Five months after the departure of Chronicle food editor John DeMers, who for 18 months replaced the legendary Ann Criswell, the paper has a new head for the section.

The choice resulted in loud cheers from some parts of 801 Texas -- but not for the reasons you might expect.

The new food editor is Jane Marshall, who has been the longtime features editor of the paper, overseeing the Houston sections (and supervising the food editor).

In a memo to the troops announcing the change, Chronicle editor Jeff Cohen said Marshall "told us she'd like to make a career change and applied for the position." Cohen noted that Marshall has a nutrition degree and had overseen the food coverage for 15 years ("Quite a few snappy food stories have appeared under her byline during that time," he wrote.)

The move is not apparently the glowing love-fest the memo would have you believe. More than a few people who work under Marshall in the features department are not sad to see her and her volcanic temper go. They apparently made their feelings known to Cohen as he surveyed the departments after coming to the Chron this summer.

She did have her supporters, among them feature writer Marty Racine. But Racine's cushy arrangement -- he works out of New Mexico -- rankled others in the department. When one staffer complained, it led to a confrontation with Marshall that eventually came to the attention of the paper's Human Resources department.

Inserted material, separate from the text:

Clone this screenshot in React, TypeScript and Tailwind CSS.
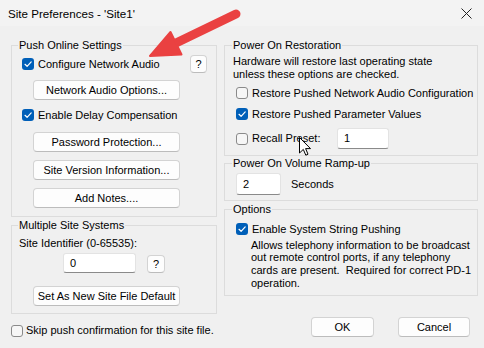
import type { ReactNode } from "react";

function Check({ checked }: { checked?: boolean }) {
  if (checked) {
    return (
      <span className="flex h-[12px] w-[12px] shrink-0 items-center justify-center rounded-[3px] bg-[#005fb8]">
        <svg width="12" height="12" viewBox="0 0 12 12">
          <polyline points="3,6.3 5.1,8.3 9.2,3.9" fill="none" stroke="#fff" strokeWidth="1.2" strokeLinecap="round" strokeLinejoin="round" />
        </svg>
      </span>
    );
  }
  return <span className="h-[12px] w-[12px] shrink-0 rounded-[3px] border border-[#8a8a8a] bg-[#f6f6f6]" />;
}

function Btn({ children, className = "" }: { children: ReactNode; className?: string }) {
  return (
    <div
      className={`flex items-center justify-center rounded-[4px] border border-[#d3d3d3] border-b-[#bcbcbc] bg-[#fdfdfd] text-black ${className}`}
    >
      {children}
    </div>
  );
}

function Field({ value, className = "" }: { value: string; className?: string }) {
  return (
    <div className={`flex items-center rounded-[3px] border border-[#e3e3e3] border-b-[#8a8a8a] bg-white pl-[6px] ${className}`}>
      {value}
    </div>
  );
}

function Group({ title, children, className = "" }: { title: string; children: ReactNode; className?: string }) {
  return (
    <fieldset className={`min-w-0 border border-[#dcdcdc] ${className}`}>
      <legend className="ml-[6px] px-[1px] leading-[13px]">{title}</legend>
      {children}
    </fieldset>
  );
}

function CheckRow({ checked, label, className = "" }: { checked?: boolean; label: string; className?: string }) {
  return (
    <div className={`flex items-center gap-[4px] ${className}`}>
      <Check checked={checked} />
      <span>{label}</span>
    </div>
  );
}

export default function App() {
  return (
    <div className="relative h-[348px] w-[484px] overflow-hidden bg-[#f0f0f0] font-['Liberation_Sans',Arial,sans-serif] text-[11px] leading-[13px] text-black">
      {/* title bar */}
      <div className="flex h-[26px] items-center justify-between bg-[#f3f3f3] pl-[8px] pr-[12px]">
        <span className="text-[11.6px]">Site Preferences - 'Site1'</span>
        <svg width="11" height="11" viewBox="0 0 11 11">
          <path d="M0.5 0.5 L10.5 10.5 M10.5 0.5 L0.5 10.5" stroke="#222" strokeWidth="1" />
        </svg>
      </div>

      <div className="pl-[11px] pt-[13px]">
        <div className="flex items-start gap-[7px]">
          {/* left column */}
          <div className="flex w-[206px] flex-col">
            <Group title="Push Online Settings">
              <div className="flex flex-col pb-[8px] pl-[10px] pr-[9px]">
                <div className="mt-[3px] flex h-[18px] items-center">
                  <CheckRow checked label="Configure Network Audio" />
                  <Btn className="ml-auto h-[18px] w-[17px]">?</Btn>
                </div>
                <Btn className="ml-[11px] mt-[7px] h-[20px] w-[147px]">Network Audio Options...</Btn>
                <CheckRow checked label="Enable Delay Compensation" className="mt-[6px] h-[18px]" />
                <Btn className="ml-[11px] mt-[8px] h-[20px] w-[147px]">Password Protection...</Btn>
                <Btn className="ml-[11px] mt-[8px] h-[20px] w-[147px]">Site Version Information...</Btn>
                <Btn className="ml-[11px] mt-[8px] h-[20px] w-[147px]">Add Notes....</Btn>
              </div>
            </Group>

            <Group title="Multiple Site Systems" className="mt-[2px]">
              <div className="flex flex-col pb-[7px] pl-[7px]">
                <div className="mt-[5px]">Site Identifier (0-65535):</div>
                <div className="ml-[44px] mt-[3px] flex items-end gap-[11px]">
                  <Field value="0" className="h-[20px] w-[73px]" />
                  <Btn className="h-[18px] w-[18px]">?</Btn>
                </div>
                <Btn className="ml-[14px] mt-[13px] h-[20px] w-[147px]">Set As New Site File Default</Btn>
              </div>
            </Group>
          </div>

          {/* right column */}
          <div className="flex w-[254px] flex-col">
            <Group title="Power On Restoration" className="[&>legend]:ml-[7px]">
              <div className="flex flex-col pb-[6px] pl-[8px]">
                <div className="mt-[3px]">
                  Hardware will restore last operating state
                  <br />
                  unless these options are checked.
                </div>
                <CheckRow label="Restore Pushed Network Audio Configuration" className="ml-[3px] mt-[4px] h-[16px]" />
                <CheckRow checked label="Restore Pushed Parameter Values" className="ml-[3px] mt-[5px] h-[16px]" />
                <div className="ml-[3px] mt-[6px] flex h-[21px] items-center gap-[4px]">
                  <Check />
                  <span className="w-[81px]">Recall Preset:</span>
                  <Field value="1" className="h-[21px] w-[52px]" />
                </div>
              </div>
            </Group>

            <Group title="Power On Volume Ramp-up" className="mt-[1px] [&>legend]:ml-[7px]">
              <div className="flex items-center gap-[10px] pb-[5px] pl-[11px] pt-[3px]">
                <Field value="2" className="h-[22px] w-[45px]" />
                <span>Seconds</span>
              </div>
            </Group>

            <Group title="Options" className="mt-[2px] [&>legend]:ml-[7px]">
              <div className="flex flex-col pb-[6px] pl-[11px]">
                <CheckRow checked label="Enable System String Pushing" className="mt-[6px] h-[14px]" />
                <p className="ml-[15px] mt-[2.5px] leading-[12.7px]">
                  Allows telephony information to be broadcast
                  <br />
                  out remote control ports, if any telephony
                  <br />
                  cards are present.&nbsp; Required for correct PD-1
                  <br />
                  operation.
                </p>
              </div>
            </Group>
          </div>
        </div>

        {/* bottom row */}
        <div className="mt-[3px] flex items-start pr-[14px]">
          <div className="mt-[7px] flex items-center gap-[3px]">
            <Check />
            <span>Skip push confirmation for this site file.</span>
          </div>
          <Btn className="ml-auto h-[20px] w-[63px]">OK</Btn>
          <Btn className="ml-[24px] h-[20px] w-[72px]">Cancel</Btn>
        </div>
      </div>

      {/* annotation arrow */}
      <svg className="pointer-events-none absolute left-0 top-0" width="484" height="348" viewBox="0 0 484 348">
        <line x1="176" y1="43" x2="236" y2="14" stroke="#ea4141" strokeWidth="9" strokeLinecap="round" />
        <path d="M150 56 L170.5 32 L181.5 54.5 Z" fill="#ea4141" stroke="#ea4141" strokeWidth="2" strokeLinejoin="round" />
      </svg>

      {/* mouse cursor */}
      <svg className="pointer-events-none absolute left-[299px] top-[137px]" width="13" height="20" viewBox="0 0 13 20">
        <path d="M0.5 0.5 L0.5 16 L4.3 12.4 L6.8 18.2 L9 17.2 L6.6 11.6 L11.5 11.6 Z" fill="#fff" stroke="#000" strokeWidth="1" strokeLinejoin="round" />
      </svg>
    </div>
  );
}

(Defending Racine's setup to Cohen can't have been easy -- he's been telling reporters he wants them and the paper to live, breath, and ooze Houston.)

At any rate, the scuttlebutt says Marshall's change was not as voluntary as the spin being put out. And the Chron is looking for a new features editor, one who hopefully will breathe some life into the tepid department.

What, if anything, this all means for Marshall's husband, uber-bland Metro columnist Thom Marshall, remains to be seen. But vultures are circling, supposedly.